TASK OBJECTIVE – Wherever the string "styles" appears, copy the whole line.

INFORMATION PROVIDED –
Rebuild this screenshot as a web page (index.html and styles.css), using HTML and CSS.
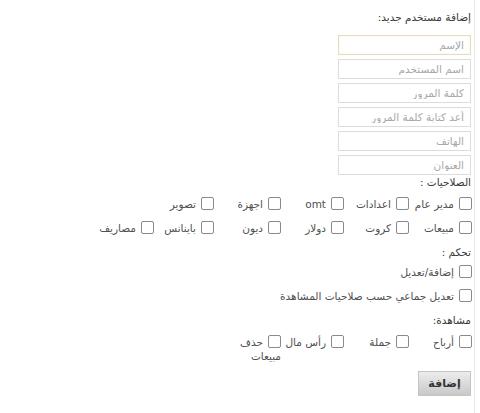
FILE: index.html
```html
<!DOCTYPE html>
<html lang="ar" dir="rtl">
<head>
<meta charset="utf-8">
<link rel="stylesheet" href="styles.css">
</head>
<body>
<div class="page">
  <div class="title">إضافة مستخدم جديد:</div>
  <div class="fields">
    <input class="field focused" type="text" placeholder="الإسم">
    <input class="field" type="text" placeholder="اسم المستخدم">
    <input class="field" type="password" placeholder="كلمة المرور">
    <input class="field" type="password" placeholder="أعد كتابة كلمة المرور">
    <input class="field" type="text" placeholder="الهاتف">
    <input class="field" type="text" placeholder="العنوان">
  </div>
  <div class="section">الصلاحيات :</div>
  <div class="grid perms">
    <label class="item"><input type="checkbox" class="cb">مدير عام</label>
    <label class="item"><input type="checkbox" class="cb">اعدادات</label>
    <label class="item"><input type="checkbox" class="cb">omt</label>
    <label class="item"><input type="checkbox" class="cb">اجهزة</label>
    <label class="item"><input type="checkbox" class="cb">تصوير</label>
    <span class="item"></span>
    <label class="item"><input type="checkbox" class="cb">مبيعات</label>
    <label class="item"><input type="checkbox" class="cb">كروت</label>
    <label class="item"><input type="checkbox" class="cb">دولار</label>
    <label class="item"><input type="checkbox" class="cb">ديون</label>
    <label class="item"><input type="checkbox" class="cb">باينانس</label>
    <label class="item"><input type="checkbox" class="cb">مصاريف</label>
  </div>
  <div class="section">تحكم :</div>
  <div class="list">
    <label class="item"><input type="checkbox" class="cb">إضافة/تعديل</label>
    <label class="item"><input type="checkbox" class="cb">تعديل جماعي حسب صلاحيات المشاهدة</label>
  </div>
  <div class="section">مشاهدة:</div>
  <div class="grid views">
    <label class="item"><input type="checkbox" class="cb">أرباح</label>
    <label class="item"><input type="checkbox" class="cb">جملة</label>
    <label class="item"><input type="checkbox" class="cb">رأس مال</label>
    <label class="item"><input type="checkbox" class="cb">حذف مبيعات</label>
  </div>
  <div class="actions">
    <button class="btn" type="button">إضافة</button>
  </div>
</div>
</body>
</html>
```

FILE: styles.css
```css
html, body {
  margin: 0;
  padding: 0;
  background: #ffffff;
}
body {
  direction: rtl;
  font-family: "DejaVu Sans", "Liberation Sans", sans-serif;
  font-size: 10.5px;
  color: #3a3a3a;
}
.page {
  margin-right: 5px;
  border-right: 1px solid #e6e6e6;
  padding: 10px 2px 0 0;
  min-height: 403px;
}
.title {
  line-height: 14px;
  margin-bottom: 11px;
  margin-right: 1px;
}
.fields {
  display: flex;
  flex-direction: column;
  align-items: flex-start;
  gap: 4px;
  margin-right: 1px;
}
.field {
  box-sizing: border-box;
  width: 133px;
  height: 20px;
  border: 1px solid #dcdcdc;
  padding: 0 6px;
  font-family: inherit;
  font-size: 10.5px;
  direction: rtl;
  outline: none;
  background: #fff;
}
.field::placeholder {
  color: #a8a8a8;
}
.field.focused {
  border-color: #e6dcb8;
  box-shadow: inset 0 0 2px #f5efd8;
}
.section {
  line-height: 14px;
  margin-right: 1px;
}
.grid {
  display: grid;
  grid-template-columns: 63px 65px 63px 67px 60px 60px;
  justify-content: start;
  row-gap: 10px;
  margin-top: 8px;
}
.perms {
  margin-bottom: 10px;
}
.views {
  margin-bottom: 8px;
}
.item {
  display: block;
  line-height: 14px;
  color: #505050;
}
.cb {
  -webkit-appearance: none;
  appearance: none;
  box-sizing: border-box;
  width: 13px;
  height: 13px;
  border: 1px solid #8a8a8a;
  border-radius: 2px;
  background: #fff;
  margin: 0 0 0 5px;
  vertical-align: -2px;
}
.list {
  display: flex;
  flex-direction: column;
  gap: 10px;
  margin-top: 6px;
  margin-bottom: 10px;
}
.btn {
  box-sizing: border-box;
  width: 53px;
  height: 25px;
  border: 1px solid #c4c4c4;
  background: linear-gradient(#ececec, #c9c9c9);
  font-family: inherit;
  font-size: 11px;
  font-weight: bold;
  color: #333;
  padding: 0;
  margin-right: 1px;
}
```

FINAL RESULT –
Rebuild this screenshot as a web page (index.html and styles.css), using HTML and CSS.
<link rel="stylesheet" href="styles.css">
FILE: styles.css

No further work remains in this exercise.